The Green Line outlines Israel's borders from the 4th of June, 1967, just before the Six day War broke out.
This decision is politically loaded since the 1967 borders are at the base of the Palestinian and Arab demands for establishing an independent Palestinian state.
In the meantime, Israel has been trying its best to obscure these lines over the years, in hopes that it would be able to include its settlements in the area in any future agreement with the Palestinians.
Tamir has been checking with the ministry how the new maps with the Green Line can be included into the new textbooks approved by the Education Ministry.
"There have been many complaints that the Israeli map which appears in textbooks does not have any borders," said Tamir to Ynet Tuesday morning, "I've looked into the matter and indeed, there is no reference to the Green Line. For example Gaza is still included as part of Israel."

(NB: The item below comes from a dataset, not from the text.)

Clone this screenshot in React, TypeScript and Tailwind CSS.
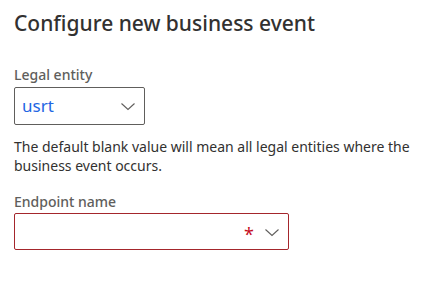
function Chevron() {
  return (
    <svg width="16" height="16" viewBox="0 0 16 16" fill="none">
      <path d="M1.5 5.5 L8 11.5 L14.5 5.5" stroke="#605e5c" strokeWidth="1.1" />
    </svg>
  )
}

export default function App() {
  return (
    <div className="w-[426px] h-[297px] bg-white px-[14px] pt-[9px] text-[#323130]" style={{ fontFamily: '"Noto Sans", "Open Sans", sans-serif' }}>
      <h1 className="text-[21px] leading-[28px] font-medium">Configure new business event</h1>

      <div className="mt-[28px]">
        <label className="block text-[14px] leading-[20px] font-medium text-[#605e5c]">Legal entity</label>
        <div className="mt-[2px] w-[131px] h-[38px] border border-[#605e5c] rounded-[2px] flex items-center pl-[7px] pr-[8px]">
          <span className="flex-1 text-[17px] text-[#2266e3]">usrt</span>
          <Chevron />
        </div>
      </div>

      <p className="mt-[12px] text-[14px] leading-[19px] pr-[2px]">
        The default blank value will mean all legal entities where the business event occurs.
      </p>

      <div className="mt-[17px]">
        <label className="block text-[14px] leading-[20px] font-medium text-[#605e5c]">Endpoint name</label>
        <div className="mt-[1px] w-[275px] h-[37px] border border-[#a4262c] rounded-[2px] flex items-center justify-end pr-[8px] gap-[10px]">
          <span className="text-[#c50f1f] text-[18px] leading-none mt-[5px]">*</span>
          <Chevron />
        </div>
      </div>
    </div>
  )
}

'Attempt to determine political facts'
Tamir is not worried about the expected criticism: "Taking the Green Line out of the maps is also brining politics into schools. You can't draw Israel's borders without brining in politics. There are some things like Gaza that just need it. You can't help it that reality changes."
The expense of the new books is also not a concern since the change will only be made in new books to be published, existing books will remain unchanged.
Elhanan Glat, CEO of Bnei Akiva Yeshiva Center is very disappointed with this decision. "Unfortunately the Education Minister is forgetting that she is not the Education Minister of her party, but of all of the State of Israel. Such a statement is un-educational. It's an attempt to determine 'political' facts within the education system, and is generating mistrust in the Education officials – it's a shame. We will oppose this decision."
The Yesha Council said in response that "if the education minister believes that the Jewish presence in Israel began in 1948, she should go learn some history."
The council stated that "the tie between Israel and its land has existed for thousands of years, but instead the minister decides to ignore it."
Former Education Minister Yossi Sarid supported Tamir's decision, saying, "the students in Israel should know that Israel's eastern and northern borders are not final, and they will be settled one day through negotiations."
"Everything that is true in reality should appear in the textbooks, and this is our reality," he added. "After 1967 the border was broken and it's important that the students know this. This is the true border story in the east – it’s not over and done with."